Agents & Banks: The Changing Landscape | Die Presse

by Archynetys Economy Desk

Europe’s banks are currently earning better than they have for a long time. But the fat years could soon be over. Because the private customer business is once again in a state of upheaval. The reason for this is artificial intelligence. This has long since become part of everyday life among Austrians. ChatGPT, Claude and Grok are primarily used for information searches, price comparisons and recommendations, as an analysis by strategy consultancy Zeb shows. The recommendations often revolve around finances. In particular, Generation Z (born 1996 to 2010) and Generation Alpha (2010 to 2024) now consume content completely digitally in their everyday lives. They expect short, visual information.

These generations are certainly willing to take out consumer loans directly via social media. Generation Y (1981–1996) also uses digital offerings intensively, but combines them more with traditional channels – such as a website – and attaches more importance to data protection. AI is no longer a generational question. “The question is no longer who uses AI for financial topics, but how,” says Zeb boss Michaela Schneider. According to the study, common general artificial intelligence will soon be replaced by AI agents in the banking sector. An example: People can instruct their AI agent to regularly compare interest rates, check account fees or automatically process foreign currency transactions using the cheapest account model.

At the moment, the AI ​​agents are not quite there yet. In the current year, the maximum that will probably happen is that the AI ​​agent will inform the user about the savings potential, while the final decision as to whether to change an account or a bank still lies with the user.

In the coming years, however, the agent could – if the user agrees – independently optimize account packages, reduce unnecessary services or automatically initiate debt restructuring. The effect is said to be particularly large for deposits, according to a study by management consultancy McKinsey. There are significant interest rate differences between banks. A reallocation of just five to ten percent of the world’s deposits held in low-interest accounts to higher-interest accounts, mediated by AI agents, could reduce banks’ income on deposits by 20 percent, McKinsey expects. The majority of bank users already have at least two account details at different banks.

It is not the first time that banks’ business has been challenged. After all, when online banking was introduced, banks feared that customers would no longer come to the branches. And even with the emergence of fintechs, banks feared that they would further lose relationships with their customers. The concerns are not unfounded. In recent years, the bank has increasingly become an app for customers, Zeb expert Christoph Fischer told journalists on Wednesday.

But the banks should also take advantage of this. Banking apps need to evolve, says Fischer. While they are currently often just a digital bank statement, in the future they will become intelligent financial assistants. This means that they continually analyze the customer’s purchases and proactively provide information. For example, the app can warn if the account is in danger of slipping into the red, or point out that spending in certain categories is above average. Ultimately, the customer should avoid expensive overdraft interest or excessive indebtedness.

If banks do not adapt their business models, their global profits could fall by up to 170 billion dollars (147 billion euros). This corresponds to around nine percent of total profits, according to the McKinsey banking report.

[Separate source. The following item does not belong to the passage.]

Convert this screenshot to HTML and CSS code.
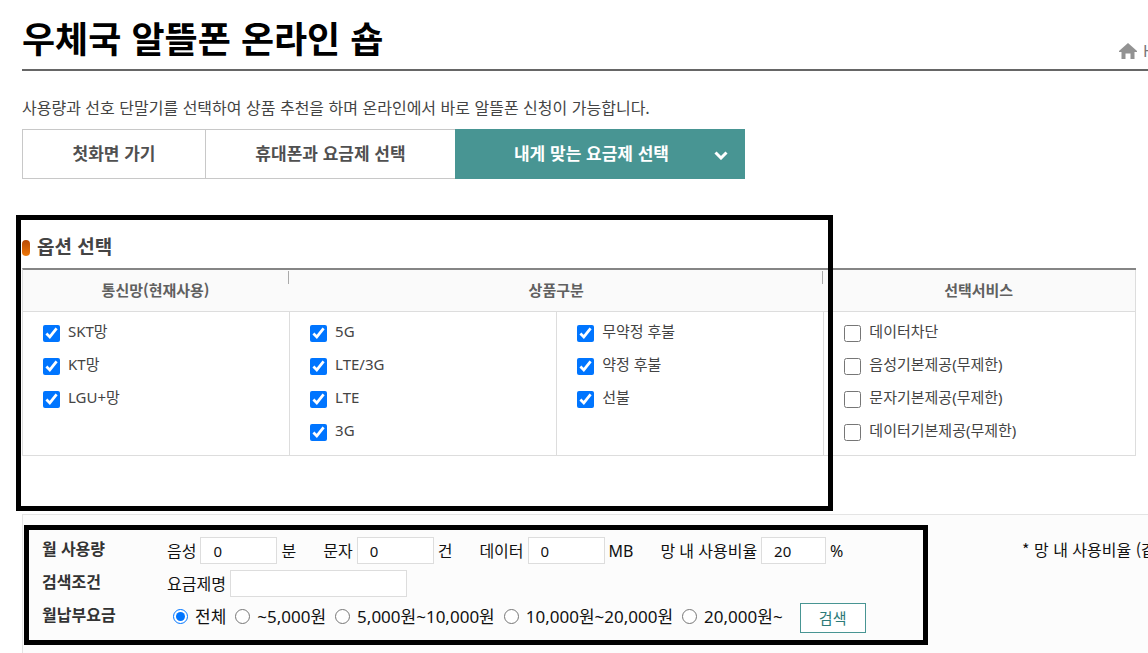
FILE: index.html
```html
<!DOCTYPE html>
<html lang="ko">
<head>
<meta charset="utf-8">
<title>우체국 알뜰폰 온라인 숍</title>
<link rel="stylesheet" href="styles.css">
</head>
<body>
<header class="page-head">
  <h1 class="page-title">우체국 알뜰폰 온라인 숍</h1>
  <div class="breadcrumb">
    <svg class="home-icon" viewBox="0 0 18 16" aria-hidden="true"><path d="M9 0 L18 8 V9 H15.5 V16 H11.5 V10.5 H6.5 V16 H2.5 V9 H0 V8 Z"/></svg>
    <span>H</span>
  </div>
</header>
<main class="content">
  <p class="intro">사용량과 선호 단말기를 선택하여 상품 추천을 하며 온라인에서 바로 알뜰폰 신청이 가능합니다.</p>
  <nav class="tabs">
    <a class="tab tab-home" href="#">첫화면 가기</a>
    <a class="tab tab-plan" href="#">휴대폰과 요금제 선택</a>
    <a class="tab tab-active" href="#"><span>내게 맞는 요금제 선택</span><svg class="chevron" viewBox="0 0 14 9" aria-hidden="true"><path d="M1.5 1.5 L7 7 L12.5 1.5"/></svg></a>
  </nav>

  <section class="options">
    <h2 class="section-title">옵션 선택</h2>
    <table class="option-table">
      <thead>
        <tr><th class="col-net"><span>통신망(현재사용)</span></th><th class="col-type" colspan="2"><span>상품구분</span></th><th>선택서비스</th></tr>
      </thead>
      <tbody>
        <tr>
          <td>
            <label class="check"><input type="checkbox" checked>SKT망</label>
            <label class="check"><input type="checkbox" checked>KT망</label>
            <label class="check"><input type="checkbox" checked>LGU+망</label>
          </td>
          <td>
            <label class="check"><input type="checkbox" checked>5G</label>
            <label class="check"><input type="checkbox" checked>LTE/3G</label>
            <label class="check"><input type="checkbox" checked>LTE</label>
            <label class="check"><input type="checkbox" checked>3G</label>
          </td>
          <td>
            <label class="check"><input type="checkbox" checked>무약정 후불</label>
            <label class="check"><input type="checkbox" checked>약정 후불</label>
            <label class="check"><input type="checkbox" checked>선불</label>
          </td>
          <td>
            <label class="check"><input type="checkbox">데이터차단</label>
            <label class="check"><input type="checkbox">음성기본제공(무제한)</label>
            <label class="check"><input type="checkbox">문자기본제공(무제한)</label>
            <label class="check"><input type="checkbox">데이터기본제공(무제한)</label>
          </td>
        </tr>
      </tbody>
    </table>
    <div class="highlight"></div>
  </section>

  <section class="search-panel">
    <form class="search-form">
      <div class="row">
        <strong class="row-name">월 사용량</strong>
        <div class="usage">
          <div class="field"><label for="voice">음성</label><input class="box" id="voice" type="text" value="0"><span>분</span></div>
          <div class="field"><label for="sms">문자</label><input class="box" id="sms" type="text" value="0"><span>건</span></div>
          <div class="field"><label for="data">데이터</label><input class="box" id="data" type="text" value="0"><span>MB</span></div>
          <div class="field"><label for="ratio">망 내 사용비율</label><input class="box box-short" id="ratio" type="text" value="20"><span>%</span></div>
        </div>
      </div>
      <div class="row">
        <strong class="row-name">검색조건</strong>
        <div class="field"><label for="plan">요금제명</label><input class="box box-long" id="plan" type="text"></div>
      </div>
      <div class="row">
        <strong class="row-name">월납부요금</strong>
        <div class="fees">
          <label class="fee"><input type="radio" name="fee" checked>전체</label>
          <label class="fee"><input type="radio" name="fee">~5,000원</label>
          <label class="fee"><input type="radio" name="fee">5,000원~10,000원</label>
          <label class="fee"><input type="radio" name="fee">10,000원~20,000원</label>
          <label class="fee"><input type="radio" name="fee">20,000원~</label>
          <button class="search-button" type="button">검색</button>
        </div>
      </div>
    </form>
    <p class="note">* 망 내 사용비율 (같</p>
  </section>
</main>
</body>
</html>
```
FILE: styles.css
```css
* {
  box-sizing: border-box;
}

body {
  margin: 0;
  padding-left: 22px;
  min-height: 100vh;
  display: flex;
  flex-direction: column;
  overflow: hidden;
  background: #fff;
  color: #111;
  font-family: "Noto Sans", "Noto Sans CJK KR", sans-serif;
  font-size: 16px;
  line-height: 24px;
}

input,
button {
  margin: 0;
  font: inherit;
}

.page-head {
  display: flex;
  justify-content: space-between;
  padding: 11px 0 5px;
  border-bottom: 2px solid #666;
}

.page-title {
  margin: 0;
  color: #000;
  font-family: "Noto Sans CJK KR", sans-serif;
  font-size: 36px;
  line-height: 53px;
  font-weight: 700;
}

.breadcrumb {
  display: flex;
  align-items: center;
  gap: 6px;
  width: 29px;
  padding-top: 27px;
  color: #777;
}

.home-icon {
  flex: none;
  width: 18px;
  height: 16px;
  fill: #929292;
}

.content {
  flex: 1;
  display: flex;
  flex-direction: column;
}

.intro {
  margin: 24px 0 10px;
  color: #444;
  font-family: "Noto Sans CJK KR", sans-serif;
  white-space: nowrap;
}

.tabs {
  display: flex;
  height: 50px;
}

.tab {
  display: flex;
  align-items: center;
  justify-content: center;
  padding-bottom: 2px;
  border: 1px solid #c8c8c8;
  color: #505050;
  font-family: "Noto Sans CJK KR", sans-serif;
  font-size: 17px;
  font-weight: 700;
  text-decoration: none;
}

.tab-home {
  width: 183px;
  border-right: 0;
}

.tab-plan {
  width: 250px;
  border-right: 0;
}

.tab-active {
  width: 290px;
  justify-content: flex-end;
  gap: 45px;
  padding-right: 16px;
  border-color: #489593;
  background: #489593;
  color: #fff;
}

.chevron {
  width: 14px;
  height: 9px;
  margin-top: 4px;
  fill: none;
  stroke: #fff;
  stroke-width: 3;
}

.options {
  position: relative;
  margin-top: 36px;
  padding: 17px 12px 58px 0;
}

.section-title {
  display: flex;
  align-items: center;
  gap: 7px;
  margin: 0 0 8px;
  color: #444;
  font-family: "Noto Sans CJK KR", sans-serif;
  font-size: 19px;
  line-height: 28px;
}

.section-title::before {
  content: "";
  width: 8px;
  height: 16px;
  margin-top: 4px;
  border-radius: 4px;
  background: linear-gradient(#b84a08, #f07808);
}

.highlight {
  position: absolute;
  top: 0;
  bottom: 3px;
  left: -6px;
  width: 817px;
  border: 5px solid #000;
  pointer-events: none;
}

.option-table {
  width: 100%;
  table-layout: fixed;
  border-collapse: separate;
  border-spacing: 0;
  border-top: 2px solid #858585;
  border-left: 1px solid #ddd;
  color: #444;
  font-size: 15px;
}

.option-table th {
  padding: 0 2px 2px 0;
  height: 42px;
  border-bottom: 1px solid #ddd;
  background: #fafafa;
  color: #606060;
  font-family: "Noto Sans CJK KR", sans-serif;
}

.option-table th:last-child {
  border-right: 1px solid #ddd;
}

.col-net {
  width: 24%;
}

.col-type {
  width: 48%;
}

.option-table .col-net,
.option-table .col-type {
  background: linear-gradient(#aaa, #aaa) top 1px right 1px / 1px 13px no-repeat, #fafafa;
}

.option-table td {
  padding: 3px 0 8px 20px;
  border-right: 1px solid #ddd;
  border-bottom: 1px solid #ddd;
  vertical-align: top;
}

.check {
  display: flex;
  align-items: center;
  gap: 8px;
  height: 33px;
  line-height: 33px;
}

.check input {
  width: 17px;
  height: 17px;
  margin-top: 4px;
}

.search-panel {
  flex: 1;
  display: flex;
  align-items: flex-start;
  padding: 10px 0 0 1px;
  border: solid #e4e4e4;
  border-width: 1px 0 0 1px;
  background: #fcfcfc;
}

.search-form {
  flex: none;
  display: flex;
  flex-direction: column;
  gap: 6px;
  width: 904px;
  padding: 7px 13px 10px;
  border: 5px solid #000;
}

.row {
  display: flex;
  align-items: center;
  height: 27px;
  white-space: nowrap;
}

.row-name {
  width: 125px;
  padding-bottom: 4px;
  color: #333;
}

.usage {
  display: flex;
  gap: 27px;
}

.field {
  display: flex;
  align-items: center;
  gap: 4px;
}

.box {
  width: 77px;
  height: 27px;
  padding: 0 12px;
  border: 1px solid #ddd;
  background: #fff;
  color: #111;
  font-size: 15px;
}

.box-short {
  width: 65px;
}

.box-long {
  width: 177px;
}

.fees {
  display: flex;
  align-items: center;
  gap: 9px;
  padding-left: 6px;
}

.fee {
  display: flex;
  align-items: center;
  gap: 7px;
  font-size: 17px;
}

.fee input {
  width: 15px;
  height: 15px;
}

.search-button {
  width: 66px;
  height: 30px;
  margin: 3px 0 0 8px;
  padding: 0;
  border: 1px solid #489593;
  background: #fff;
  color: #2c7a78;
  font-size: 15px;
}

.note {
  margin: 12px 0 0 94px;
  font-family: "Noto Sans CJK KR", sans-serif;
  white-space: nowrap;
}
```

In the next step, the experts expect the customer to only take on a passive role. His agent then negotiates directly with the bank’s agent. This eliminates emotional factors. Customers no longer stay with a bank out of loyalty. Decisions will then only be made based on rational criteria.

The lending business will also fundamentally change on the banking side as a result of AI. Artificial intelligence can automate almost the entire process chain – from the first customer inquiry through credit checks to payment and ongoing monitoring of the loan. This makes processes more efficient and precise, while at the same time risks can be identified earlier.

For banks, there is fundamentally great savings potential in AI agents. According to McKinsey, they could reduce costs worldwide by up to 800 billion dollars (690 billion euros), or around 20 percent. For example, through automation in customer service or in combating fraud. However, this requires high upfront investments in these new technologies.